Of course, English football has already been through much of this terrain and initially it reacted very much like cricket has today. Back in the 1980s, English football clubs and the sport’s authorities were largely in a state of denial about racism within the game, arguing that its locus was among groups of ill-educated young white men on the terraces and so this was society’s, not sport’s, problem.  As racism continued in the sport, an independent body to Kick Racism out of Football was eventually established in 1993 and in the late-1990s a Labour Government initiative established a Task Force to address racism throughout the game, with Leicester academics and a certain young Andy Burnham as its secretariat, involved in drawing up a new agenda for the game.  

Globalisation and the financial power of the new Premier League has since meant the recruitment of elite footballers to England from all around the world and from all ethnic and religious backgrounds. The positive influence of this kind of sporting internationalisation in traditional northern football strongholds, such as Blackburn, Bolton, Leeds, Liverpool and Manchester, should not be understated. Of course, racism has not disappeared from English football, far from it, and getting people from minority ethnic backgrounds into governance positions in the game and in other sports remains a serious problem (Though our own LeaderBoard Academy at Leicester, in partnership with Sporting Equals, is working on it).  

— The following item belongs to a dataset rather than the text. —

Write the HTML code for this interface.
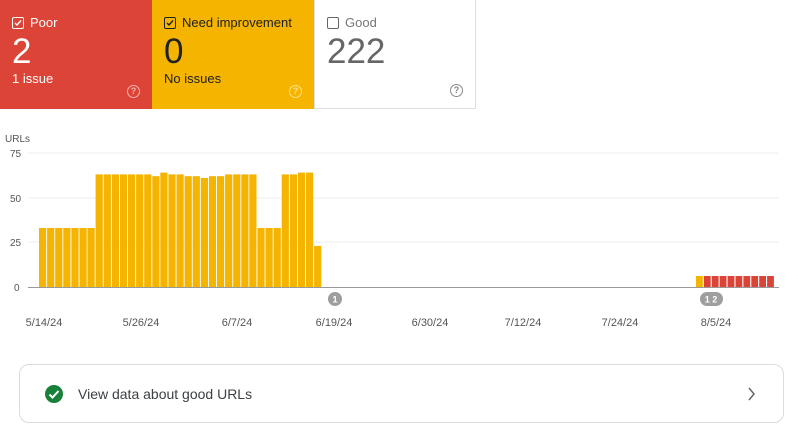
<!DOCTYPE html>
<html><head><meta charset="utf-8"><style>
body{margin:0;width:806px;height:446px;background:#fff;font-family:"Liberation Sans",sans-serif;position:relative;overflow:hidden}
.c{position:absolute;top:0;height:109px;box-sizing:border-box;padding:15px 12px}
.lab{font-size:13px;display:flex;align-items:center;gap:6px}
.box{width:10px;height:10px;border:1.3px solid currentColor;border-radius:2px;display:inline-block;position:relative}
.num{font-size:35px;margin-top:4px;line-height:36px}
.sub{font-size:13px;margin-top:1px}
.q{position:absolute;right:12px;bottom:11px;width:11px;height:11px;border:1.3px solid currentColor;border-radius:50%;font-size:9px;line-height:11px;text-align:center;font-weight:bold}
</style></head><body>
<div class="c" style="left:0;width:152px;background:#dd4438;color:#fff">
<div class="lab"><span class="box"><svg width="10" height="10" style="position:absolute;left:0;top:0"><path d="M2 5l2 2 4-4.5" stroke="#fff" stroke-width="1.4" fill="none"/></svg></span>Poor</div>
<div class="num">2</div><div class="sub">1 issue</div><div class="q" style="color:#f3b3ad">?</div></div>
<div class="c" style="left:152px;width:162px;background:#f4b400;color:#202124">
<div class="lab"><span class="box"><svg width="10" height="10" style="position:absolute;left:0;top:0"><path d="M2 5l2 2 4-4.5" stroke="#202124" stroke-width="1.4" fill="none"/></svg></span>Need improvement</div>
<div class="num">0</div><div class="sub">No issues</div><div class="q" style="color:#fbe08a">?</div></div>
<div class="c" style="left:314px;width:162px;background:#fff;color:#777;border:1px solid #ddd;border-top:none">
<div class="lab"><span class="box" style="color:#666"></span>Good</div>
<div class="num" style="color:#666">222</div><div class="q" style="color:#888">?</div></div>

<svg width="806" height="360" style="position:absolute;left:0;top:0" font-family="Liberation Sans" font-size="10" fill="#555">
<text x="5" y="142">URLs</text>
<text x="10" y="157">75</text><text x="10" y="202">50</text><text x="10" y="246">25</text><text x="14" y="291">0</text>
<g stroke="#eee"><line x1="28" y1="153" x2="779" y2="153"/><line x1="28" y1="198" x2="779" y2="198"/><line x1="28" y1="242" x2="779" y2="242"/></g>
<g id="b" fill="#f4b400"></g>
<line x1="28" y1="287.5" x2="779" y2="287.5" stroke="#999"/>
<circle cx="335" cy="299" r="7" fill="#9e9e9e"/><text x="335" y="302.5" fill="#fff" font-size="9" text-anchor="middle" font-weight="bold">1</text>
<rect x="700" y="292" width="23" height="14" rx="7" fill="#9e9e9e"/><text x="711" y="302.5" fill="#fff" font-size="9" text-anchor="middle" font-weight="bold">1 2</text>
<g font-size="11" fill="#555" text-anchor="middle"><text x="44" y="326">5/14/24</text><text x="141" y="326">5/26/24</text><text x="237" y="326">6/7/24</text><text x="334" y="326">6/19/24</text><text x="430" y="326">6/30/24</text><text x="523" y="326">7/12/24</text><text x="620" y="326">7/24/24</text><text x="716" y="326">8/5/24</text></g>
</svg>
<div style="position:absolute;left:19px;top:364px;width:765px;height:59px;box-sizing:border-box;border:1px solid #dadce0;border-radius:10px">
<svg width="20" height="20" style="position:absolute;left:24px;top:19px"><circle cx="10" cy="10" r="9" fill="#188038"/><path d="M5.5 10.5l3 3 6-6.5" stroke="#fff" stroke-width="2" fill="none"/></svg>
<div style="position:absolute;left:58px;top:21px;font-size:14px;color:#3c4043">View data about good URLs</div>
<svg width="10" height="14" style="position:absolute;left:727px;top:22px"><path d="M2 1l5 6-5 6" stroke="#666" stroke-width="1.5" fill="none"/></svg>
</div>
<script>
var v=[33,33,33,33,33,33,33,63,63,63,63,63,63,63,62,64,63,63,62,62,61,62,62,63,63,63,63,33,33,33,63,63,64,64,23];
var g=document.getElementById('b'),s='';
v.forEach(function(h,i){var x=39+i*8.09;var hh=h*1.787;s+='<rect x="'+x.toFixed(1)+'" y="'+(287-hh).toFixed(1)+'" width="7.2" height="'+hh.toFixed(1)+'"/>';});
for(var i=0;i<10;i++){var x=696+i*7.9;s+='<rect x="'+x.toFixed(1)+'" y="276" width="6.8" height="11" fill="'+(i==0?'#f4b400':'#dd4438')+'"/>';}
g.innerHTML=s;
</script>
</body></html>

Finding a place for British South Asian heritage players in professional football at any level also remains an acute difficulty. Hamza Choudhary at Leicester City and one or two others lower down the football food chain remain largely on their own in this respect. But at least the drinking cultures and the narrow identifications inside elite football dressing rooms in England have long been punctured and transformed by foreign coaches and by these new arrivals on the field, whose diverse cultures and practices have largely been respected by other players, not ridiculed as at Yorkshire CCC. The England national football team also increasingly looks like a modern urban version of England today. 

So where next for English cricket?  It is not all gloom and doom. For example, Mehmooda Duke has been Leicestershire CCC’s (and English cricket’s) first female and Muslim chair for the past three years, slowly opening up new agendas for those local communities in the city who are so wedded to the game, but who have been so distanced from its English variant.  And Lord Kamlesh Patel’s brave new role as chair and director at Yorkshire CCC promises long overdue change. Even the ECB has, finally, been prodded awake. New formats of the sport may yet attract a more varied audience to English cricket.  

But it is perhaps worth remembering that, just as English football was slowly waking up to its new age in 1993, Prime Minister John Major was defining the essence of Englishness as involving warm beer, long sleepy afternoons watching cricket on the village green, and old maids cycling to Evensong. It seemed faintly ridiculous and dangerously exclusive at the time, but now such images reek even more powerfully of racist privilege and narrowly formed ideas about what a modern England – and what sport – actually looks like. Matters at Yorkshire CCC show us that English cricket today urgently needs to get a grip and to look outward and forward, and not to some deeply mythologised and closed version of the past, no matter how superficially comforting it may still seem for some.